Charles Mutzenberg wrote his own supersized feud story, first in 1899, then a revised version in 1917. Mutzenberg had no Logan Wildcats prowling the border during the War.

In her 1940 book, “Big Sandy,” Jean Thomas says that Devil Anse was a Logan Wildcat (p.177), but she says that it was the regiment he originally joined, not a separate group of raiders during the war’s last year. Anse never appeared on the roster of the real Logan Wildcats. She says in the same paragraph that Ran’l McCoy joined the Union army, so we know how much credibility that book deserves.

L.D. Hatfield wrote his own collection of yarns, including the Abner Vance tale, in 1944, but he had no Logan Wildcats in Tug Valley.

Not even the newspaper and magazine reporter, Virgil Jones, in his highly fictionalized 1948 book, had the Logan Wildcats riding with Devil Anse.

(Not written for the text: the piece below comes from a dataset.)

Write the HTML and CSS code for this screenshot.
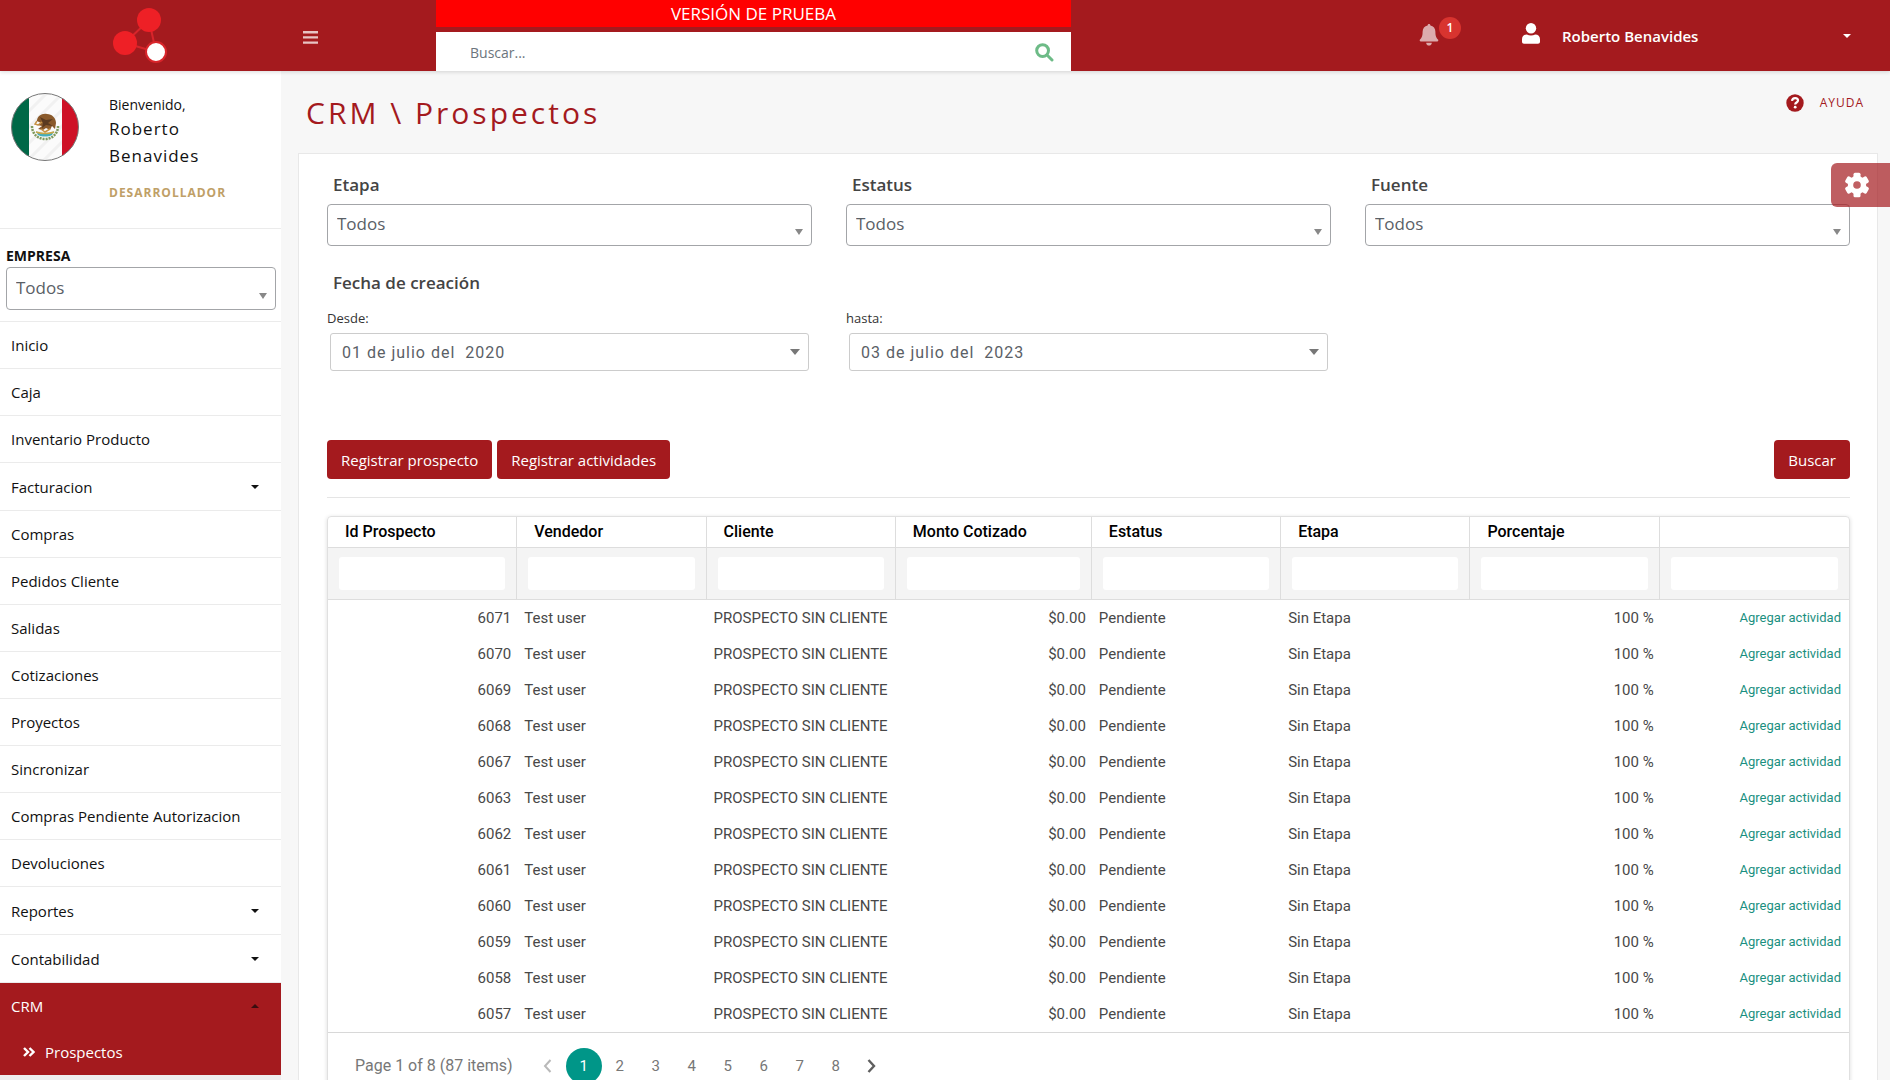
FILE: index.html
```html
<!DOCTYPE html>
<html lang="es">
<head>
<meta charset="utf-8">
<meta name="viewport" content="width=device-width, initial-scale=1">
<title>CRM \ Prospectos</title>
<link rel="stylesheet" href="styles.css">
</head>
<body>
<header class="topbar">
  <a class="brand" href="#" aria-label="Inicio">
    <svg width="56" height="58" viewBox="0 0 56 58">
      <g stroke="#d8252b" stroke-width="2"><path d="M36 14 12 37M36 14l7 32M12 37l31 9"/></g>
      <circle cx="36" cy="14" r="12" fill="#ee2026"/><circle cx="12" cy="37" r="12" fill="#ee2026"/>
      <circle cx="43" cy="46" r="10" fill="#fff" stroke="#d8252b" stroke-width="2"/>
    </svg>
  </a>
  <button class="menu-toggle" type="button" aria-label="Menú">
    <svg width="15" height="13" viewBox="0 0 15 13" fill="#e8c3c4"><path d="M0 0h15v2.4H0zM0 5.2h15v2.4H0zM0 10.4h15v2.4H0z"/></svg>
  </button>
  <div class="center">
    <div class="trial">VERSIÓN DE PRUEBA</div>
    <form class="search">
      <input type="search" placeholder="Buscar..." aria-label="Buscar">
      <button type="button" aria-label="Buscar">
        <svg width="19" height="19" viewBox="0 0 19 19" fill="none" stroke="#6dbb87" stroke-width="3"><circle cx="7.6" cy="7.6" r="5.9"/><path d="m12 12 5 5" stroke-linecap="round"/></svg>
      </button>
    </form>
  </div>
  <button class="bell" type="button" aria-label="Notificaciones">
    <svg width="20" height="22" viewBox="0 0 20 22" fill="#dcabad"><path d="M10 0c.9 0 1.4.6 1.4 1.5 3 .6 5 3 5 6.2 0 4.500 1 6.200 2.600 7.800.6.7.3 1.900-.8 1.900H1.800c-1.100 0-1.400-1.200-.8-1.900 1.600-1.600 2.600-3.300 2.600-7.800 0-3.200 2-5.600 5-6.200C8.600.6 9.100 0 10 0ZM7.200 18.700h5.600c0 1.700-1.200 2.900-2.800 2.900s-2.800-1.200-2.800-2.900Z"/></svg>
    <span class="badge">1</span>
  </button>
  <button class="user" type="button">
    <svg width="18" height="21" viewBox="0 0 18 21" fill="#fff"><circle cx="9" cy="5.200" r="5.200"/><path d="M4.800 11.500c1.300.7 2.700 1 4.200 1s2.900-.3 4.200-1c3 0 4.800 2 4.800 4.800v2.500c0 1.200-.8 2-2 2H2c-1.200 0-2-.8-2-2v-2.500c0-2.800 1.800-4.800 4.800-4.800Z"/></svg>
    <span>Roberto Benavides</span>
    <i class="caret"></i>
  </button>
</header>

<div class="shell">
  <aside class="sidebar">
    <section class="profile">
      <svg class="flag" width="68" height="68" viewBox="0 0 68 68">
        <defs><clipPath id="disc"><circle cx="34" cy="34" r="33.500"/></clipPath></defs>
        <g clip-path="url(#disc)">
          <path fill="#fbfbfb" d="M0 0h68v68H0z"/>
          <path stroke="#f1f1f1" stroke-width="3" d="M14 22 38 -2M14 38 54 -2M14 54 56 12M14 70 56 28M28 72 56 44"/>
          <path fill="#006847" d="M0 0h18v68H0z"/><path fill="#ce1126" d="M51 0h17v68H51z"/>
          <path d="M21 33c0 8 6 13 13 13s13-5 13-13" fill="none" stroke="#7f9a5c" stroke-width="2.500" stroke-dasharray="2 1"/>
          <path d="M25 38c4 3 14 3 18 0l-2 4c-4 2-10 2-14 0Z" fill="#45aebb"/>
          <path d="M25 39c5 2 13 2 18 0" fill="none" stroke="#c9a646" stroke-width="1.500"/>
          <path d="M26 28c0-5 5-8 10-7 5 0 9 4 9 9l-1 6-3-3-2 4-4-2-3 2-5-1 4-3-5-1 4-2Z" fill="#8a5a2b"/>
          <path d="m29 24 6 3 7-1-5 4 5 3-7-1-4 3 1-5Z" fill="#5a3a20"/>
          <path d="m26 28-2 3 3 1 4-3M30 36l4 3 5-3" fill="none" stroke="#c69245" stroke-width="1.500"/>
        </g>
        <circle cx="34" cy="34" r="33.500" fill="none" stroke="#777"/>
      </svg>
      <div class="who">
        <span class="hello">Bienvenido,</span>
        <h2>Roberto Benavides</h2>
        <span class="role">DESARROLLADOR</span>
      </div>
    </section>
    <section class="company">
      <label for="empresa">EMPRESA</label>
      <div class="picker"><select id="empresa"><option>Todos</option></select></div>
    </section>
    <nav>
      <ul class="menu">
        <li><a href="#">Inicio</a></li>
        <li><a href="#">Caja</a></li>
        <li><a href="#">Inventario Producto</a></li>
        <li><a class="parent" href="#">Facturacion<i class="caret"></i></a></li>
        <li><a href="#">Compras</a></li>
        <li><a href="#">Pedidos Cliente</a></li>
        <li><a href="#">Salidas</a></li>
        <li><a href="#">Cotizaciones</a></li>
        <li><a href="#">Proyectos</a></li>
        <li><a href="#">Sincronizar</a></li>
        <li><a href="#">Compras Pendiente Autorizacion</a></li>
        <li><a href="#">Devoluciones</a></li>
        <li><a class="parent" href="#">Reportes<i class="caret"></i></a></li>
        <li><a class="parent" href="#">Contabilidad<i class="caret"></i></a></li>
        <li class="open">
          <a href="#">CRM<i class="caret up"></i></a>
          <a class="child" href="#"><svg width="12" height="10" viewBox="0 0 12 10" fill="none" stroke="#fff" stroke-width="2.400"><path d="m1 1 4 4-4 4M6.500 1l4 4-4 4"/></svg>Prospectos</a>
        </li>
      </ul>
    </nav>
  </aside>

  <main class="main">
    <div class="heading">
      <h1>CRM \ Prospectos</h1>
      <a class="help" href="#">
        <svg width="18" height="18" viewBox="0 0 18 18"><circle cx="9" cy="9" r="8.700" fill="#a41a1e"/><path d="M6 6.900C6.200 5 7.400 4.100 9.100 4.100c1.700 0 2.900 1 2.900 2.400 0 2-2.800 2-2.800 3.900" fill="none" stroke="#fff" stroke-width="2.200"/><circle cx="9.200" cy="13.200" r="1.400" fill="#fff"/></svg>
        AYUDA
      </a>
    </div>

    <section class="card">
      <form>
        <div class="filters">
          <div class="field"><label for="etapa">Etapa</label><div class="picker"><select id="etapa"><option>Todos</option></select></div></div>
          <div class="field"><label for="estatus">Estatus</label><div class="picker"><select id="estatus"><option>Todos</option></select></div></div>
          <div class="field"><label for="fuente">Fuente</label><div class="picker"><select id="fuente"><option>Todos</option></select></div></div>
        </div>
        <h3 class="group-title">Fecha de creación</h3>
        <div class="filters">
          <div class="date"><label for="desde">Desde:</label><div class="date-box"><input id="desde" type="text" value="01 de julio del  2020"><i class="drop"></i></div></div>
          <div class="date"><label for="hasta">hasta:</label><div class="date-box"><input id="hasta" type="text" value="03 de julio del  2023"><i class="drop"></i></div></div>
        </div>
        <div class="actions">
          <button type="button">Registrar prospecto</button>
          <button type="button">Registrar actividades</button>
          <button class="find" type="button">Buscar</button>
        </div>
      </form>

      <div class="grid">
        <table>
          <colgroup><col><col><col><col class="wide"><col><col><col><col></colgroup>
          <thead>
            <tr class="titles"><th>Id Prospecto</th><th>Vendedor</th><th>Cliente</th><th>Monto Cotizado</th><th>Estatus</th><th>Etapa</th><th>Porcentaje</th><th></th></tr>
            <tr class="search-row">
              <td><input type="text" aria-label="Filtrar Id Prospecto"></td><td><input type="text" aria-label="Filtrar Vendedor"></td><td><input type="text" aria-label="Filtrar Cliente"></td><td><input type="text" aria-label="Filtrar Monto Cotizado"></td><td><input type="text" aria-label="Filtrar Estatus"></td><td><input type="text" aria-label="Filtrar Etapa"></td><td><input type="text" aria-label="Filtrar Porcentaje"></td><td><input type="text" aria-label="Filtrar acciones"></td>
            </tr>
          </thead>
          <tbody>
            <tr><td class="num">6071</td><td>Test user</td><td>PROSPECTO SIN CLIENTE</td><td class="num">$0.00</td><td>Pendiente</td><td>Sin Etapa</td><td class="num">100 %</td><td class="act"><a href="#">Agregar actividad</a></td></tr>
            <tr><td class="num">6070</td><td>Test user</td><td>PROSPECTO SIN CLIENTE</td><td class="num">$0.00</td><td>Pendiente</td><td>Sin Etapa</td><td class="num">100 %</td><td class="act"><a href="#">Agregar actividad</a></td></tr>
            <tr><td class="num">6069</td><td>Test user</td><td>PROSPECTO SIN CLIENTE</td><td class="num">$0.00</td><td>Pendiente</td><td>Sin Etapa</td><td class="num">100 %</td><td class="act"><a href="#">Agregar actividad</a></td></tr>
            <tr><td class="num">6068</td><td>Test user</td><td>PROSPECTO SIN CLIENTE</td><td class="num">$0.00</td><td>Pendiente</td><td>Sin Etapa</td><td class="num">100 %</td><td class="act"><a href="#">Agregar actividad</a></td></tr>
            <tr><td class="num">6067</td><td>Test user</td><td>PROSPECTO SIN CLIENTE</td><td class="num">$0.00</td><td>Pendiente</td><td>Sin Etapa</td><td class="num">100 %</td><td class="act"><a href="#">Agregar actividad</a></td></tr>
            <tr><td class="num">6063</td><td>Test user</td><td>PROSPECTO SIN CLIENTE</td><td class="num">$0.00</td><td>Pendiente</td><td>Sin Etapa</td><td class="num">100 %</td><td class="act"><a href="#">Agregar actividad</a></td></tr>
            <tr><td class="num">6062</td><td>Test user</td><td>PROSPECTO SIN CLIENTE</td><td class="num">$0.00</td><td>Pendiente</td><td>Sin Etapa</td><td class="num">100 %</td><td class="act"><a href="#">Agregar actividad</a></td></tr>
            <tr><td class="num">6061</td><td>Test user</td><td>PROSPECTO SIN CLIENTE</td><td class="num">$0.00</td><td>Pendiente</td><td>Sin Etapa</td><td class="num">100 %</td><td class="act"><a href="#">Agregar actividad</a></td></tr>
            <tr><td class="num">6060</td><td>Test user</td><td>PROSPECTO SIN CLIENTE</td><td class="num">$0.00</td><td>Pendiente</td><td>Sin Etapa</td><td class="num">100 %</td><td class="act"><a href="#">Agregar actividad</a></td></tr>
            <tr><td class="num">6059</td><td>Test user</td><td>PROSPECTO SIN CLIENTE</td><td class="num">$0.00</td><td>Pendiente</td><td>Sin Etapa</td><td class="num">100 %</td><td class="act"><a href="#">Agregar actividad</a></td></tr>
            <tr><td class="num">6058</td><td>Test user</td><td>PROSPECTO SIN CLIENTE</td><td class="num">$0.00</td><td>Pendiente</td><td>Sin Etapa</td><td class="num">100 %</td><td class="act"><a href="#">Agregar actividad</a></td></tr>
            <tr><td class="num">6057</td><td>Test user</td><td>PROSPECTO SIN CLIENTE</td><td class="num">$0.00</td><td>Pendiente</td><td>Sin Etapa</td><td class="num">100 %</td><td class="act"><a href="#">Agregar actividad</a></td></tr>
          </tbody>
        </table>
        <div class="pager">
          <span class="summary">Page 1 of 8 (87 items)</span>
          <button type="button" aria-label="Anterior"><svg width="9" height="14" viewBox="0 0 9 14" fill="none" stroke="#b9b9b9" stroke-width="2"><path d="M7.500 1 2 7l5.500 6"/></svg></button>
          <button class="current" type="button">1</button>
          <button type="button">2</button><button type="button">3</button><button type="button">4</button><button type="button">5</button><button type="button">6</button><button type="button">7</button><button type="button">8</button>
          <button type="button" aria-label="Siguiente"><svg width="9" height="14" viewBox="0 0 9 14" fill="none" stroke="#5f5f5f" stroke-width="2.400"><path d="m1.500 1 5.500 6-5.500 6"/></svg></button>
        </div>
      </div>
    </section>
  </main>
</div>

<button class="settings" type="button" aria-label="Configuración">
  <svg width="26" height="26" viewBox="-13 -13 26 26"><g fill="#fff"><circle r="9.200"/><rect x="-3.500" y="-12.300" width="7" height="24.600" rx="1.500"/><rect x="-3.500" y="-12.300" width="7" height="24.600" rx="1.500" transform="rotate(60)"/><rect x="-3.500" y="-12.300" width="7" height="24.600" rx="1.500" transform="rotate(120)"/></g><circle r="3.800" fill="#c05f62"/></svg>
</button>
</body>
</html>
```
FILE: styles.css
```css
* { box-sizing: border-box; }

:root {
  --brand: #a41a1e;
  --line: #ebebeb;
  --ui: "Open Sans", "Noto Sans", sans-serif;
  --data: Roboto, sans-serif;
}

html, body { height: 100%; }
body {
  margin: 0;
  display: flex;
  flex-direction: column;
  overflow: hidden;
  font: 15px/24px var(--ui);
  color: #111;
  background: #f7f7f7;
}
button, input, select { font: inherit; color: inherit; }
button { border: 0; padding: 0; background: none; cursor: pointer; }
a { color: inherit; text-decoration: none; }
svg { display: block; flex: none; }

.caret {
  border: 4px solid transparent;
  border-top-color: currentColor;
  border-bottom-width: 0;
}
.caret.up {
  border-bottom: 4px solid #3a0d0f;
  border-top-width: 0;
}

/* Top bar */
.topbar {
  position: relative;
  z-index: 1;
  flex: none;
  height: 71px;
  display: flex;
  color: #fff;
  background: var(--brand);
  box-shadow: 0 1px 4px rgba(0, 0, 0, .15);
}
.brand { width: 281px; display: flex; justify-content: center; padding-top: 6px; }
.menu-toggle { width: 59px; height: 74px; display: grid; place-items: center; }
.center { width: 635px; margin-left: 96px; display: flex; flex-direction: column; gap: 5px; }
.trial { height: 27px; text-align: center; font-size: 17px; line-height: 28px; background: #f00; }
.search { flex: 1; display: flex; align-items: center; padding: 2px 17px 0 34px; background: #fff; }
.search input { flex: 1; border: 0; padding: 0; outline: 0; background: none; font-size: 14px; color: #555; }
.search input::placeholder { color: #6c757d; opacity: 1; }
.bell { position: relative; margin-left: 348px; height: 70px; display: flex; align-items: center; }
.bell .badge {
  position: absolute;
  left: 20px;
  top: 17px;
  width: 22px;
  height: 22px;
  border-radius: 50%;
  background: #d8342f;
  font-size: 12px;
  font-weight: 600;
  line-height: 22px;
}
.user { flex: 1; margin-left: 83px; padding: 0 39px 0 0; display: flex; align-items: center; gap: 22px; font-weight: 600; }
.user svg { margin-bottom: 4px; }
.user .caret { margin-left: auto; }

/* Sidebar */
.shell { flex: 1; min-height: 0; display: flex; }
.sidebar { flex: none; width: 281px; overflow: hidden; background: #eee; }
.profile { height: 158px; display: flex; gap: 30px; padding: 22px 24px 0 11px; background: #fff; border-bottom: 1px solid var(--line); }
.who { display: flex; flex-direction: column; width: 130px; }
.hello { padding-top: 2px; font-size: 14px; line-height: 20px; }
.who h2 { margin: 0 0 12px; font-size: 17px; font-weight: 500; line-height: 27px; letter-spacing: 1px; }
.role { font-size: 12px; font-weight: 700; letter-spacing: 1px; color: #bfa067; }
.company { padding: 15px 5px 11px 6px; background: #fff; border-bottom: 1px solid var(--line); }
.company label { display: block; line-height: 23px; font-size: 14px; font-weight: 700; }
.company .picker select { height: 43px; }

.picker { position: relative; }
.picker select {
  display: block;
  width: 100%;
  height: 42px;
  padding: 0 24px 2px 9px;
  appearance: none;
  border: 1px solid #a3a5a8;
  border-radius: 4px;
  background: #fff;
  font-size: 17px;
  color: #5a6066;
}
.picker::after {
  content: "";
  position: absolute;
  right: 9px;
  bottom: 11px;
  border: 4px solid transparent;
  border-top: 6px solid #888;
  border-bottom: 0;
}

.menu { margin: 0; padding: 0; list-style: none; }
.menu li { border-bottom: 1px solid var(--line); background: #fff; }
.menu a { display: flex; align-items: center; height: 46px; padding: 0 22px 0 11px; }
.menu .parent { height: 47px; }
.menu .caret { margin-left: auto; }
.menu .open { border: 0; background: var(--brand); color: #fff; }
.menu .child { height: 46px; padding-left: 23px; gap: 10px; }

/* Content */
.main { flex: 1; min-width: 0; overflow: hidden; padding: 0 12px 0 17px; }
.heading { display: flex; justify-content: space-between; height: 82px; padding: 18px 14px 0 8px; }
h1 { margin: 0; font-size: 30px; font-weight: 500; line-height: 48px; letter-spacing: 3px; color: var(--brand); }
.help { display: flex; gap: 16px; height: 28px; align-items: center; font-size: 12px; letter-spacing: 1px; color: var(--brand); }

.card { padding: 19px 27px 20px 28px; border: 1px solid #e8e8e8; background: #fff; }
.filters { display: grid; grid-template-columns: repeat(3, 1fr); gap: 34px; }
.field label { display: block; padding: 0 6px 7px; line-height: 24px; font-size: 17px; font-weight: 600; color: #444; }
.group-title { margin: 25px 6px 11px; font-size: 17px; font-weight: 600; line-height: 24px; color: #444; }
.date label { display: block; margin-bottom: 3px; font-size: 13px; color: #333; line-height: 24px; }
.date-box { position: relative; margin: 0 3px; }
.date-box input {
  display: block;
  width: 100%;
  height: 38px;
  padding: 0 32px 0 11px;
  border: 1px solid #ccc;
  border-radius: 3px;
  font: 16px var(--data);
  letter-spacing: 1px;
  color: #5a6066;
}
.drop { position: absolute; right: 9px; top: 16px; border: 5px solid transparent; border-top: 6px solid #777; border-bottom: 0; }

.actions { display: flex; gap: 5px; margin-top: 69px; padding-bottom: 18px; border-bottom: 1px solid #e5e5e5; }
.actions button { height: 39px; padding: 0 14px; border-radius: 4px; background: var(--brand); color: #fff; }
.actions .find { margin-left: auto; }

/* Data grid */
.grid {
  margin-top: 18px;
  border: 1px solid #e0e0e0;
  border-radius: 4px;
  box-shadow: 0 1px 4px rgba(0, 0, 0, .14);
  font-family: var(--data);
  font-size: 15px;
  color: #484848;
}
table { width: 100%; table-layout: fixed; border-collapse: separate; border-spacing: 0; }
.wide { width: 196px; }
thead th, thead td { border-bottom: 1px solid #ddd; }
thead th:not(:last-child), thead td:not(:last-child) { border-right: 1px solid #ddd; }
th { height: 31px; padding: 0 17px; text-align: left; font-size: 16px; font-weight: 500; color: #000; white-space: nowrap; }
.search-row td { height: 52px; padding: 0 11px; background: #f4f4f4; }
.search-row input { display: block; width: 100%; height: 33px; padding: 0 8px; border: 0; border-radius: 3px; background: #fff; }
tbody td { height: 36px; padding: 0 6px 0 7px; white-space: nowrap; }
.num { text-align: right; }
.act { text-align: right; padding-right: 8px; font-size: 13px; color: #1b8f7f; }
.pager { display: flex; align-items: center; height: 66px; padding: 0 27px; border-top: 1px solid #d8d8d8; color: #777; font-size: 16px; }
.pager .summary { margin-right: 17px; }
.pager button { width: 36px; height: 36px; display: grid; place-items: center; border-radius: 50%; font-size: 15px; }
.pager .current { background: #009688; color: #fff; }

.settings {
  position: fixed;
  z-index: 2;
  right: 0;
  top: 163px;
  width: 59px;
  height: 44px;
  padding-left: 13px;
  border-radius: 6px 0 0 6px;
  background: rgba(164, 26, 30, .7);
}
```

If such a moniker had indeed existed, surely Jones, with his practiced skill at appealing to a mass audience, would have picked it up.

  1. Elliott Hatfield wrote his “Hatfields” in 1974. This man, who claimed to know even the thoughts and words of the feud characters, had no Logan Wildcats.

The Logan Wildcats, as a unit led by Devil Anse Hatfield, entered the literature in 1976, with the publication of Truda McCoy’s “The McCoys.” McCoy, whose history was so garbled that she had Wall Hatfield tried, convicted and dead before he was even arrested, is the mother of the now famous “Logan Wildcats” of Devil Anse Hatfield.

Six years later, the West Virginia “Historian Laureate,” Otis Rice, had Truda McCoy’s Logan Wildcats in his book. At his first mention, he gives a footnote (historians always have footnotes) to the Wheeling Intelligencer, November 22, 1889.  He is obviously referring to the interview Devil Anse purportedly gave a reporter from the Intelligencer during his trip to Charleston to stand trial for moonshining. The date was actually November 23, but I won’t quibble over that triviality. I will, however, note that while the interview quotes Anse’s version of his war service, the term “Logan Wildcats” appears nowhere in the report.

A few pages later, when describing the death of Asa Harmon McCoy, Rice cites the pages from Truda McCoy wherein she writes of the Logan Wildcats, so it is almost certain that Rice got his Wildcats from Truda, although he never credits her for it.

All the feud books that followed Rice—except for my book and “Tale of the Devil”—refer to Devil Anse and his “Logan Wildcats,” just as if that had been the common parlance along the Tug River in 1865, although it was unheard of until 1976. This is permissible, apparently, simply because Otis Rice used the term, and Otis Rice is a recognized “authority” on the subject.

There was a group known as the Logan Wildcats: It was a militia group formed in Logan County before the War. When the Civil War broke out, it became Company D of the 36th Infantry, and remained in service in the regular Confederate Army until it was mustered out three days after Lee’s surrender. Anderson Hatfield never appeared on its roster.

The “Tale of the Devil” by Coleman Hatfield and Robert Spence, has several pages on the history of the real Logan Wildcats. It does not call Anse’s Tug Valley raiders the “Logan wildcats.”

So, we now have a historical “fact” that was unknown for more than a century. It became a historical “fact” by being mentioned by a historian, Otis Rice, who gave no historical foundation at all for the claim.  That is how history is made, when it pertains to the Tug Valley.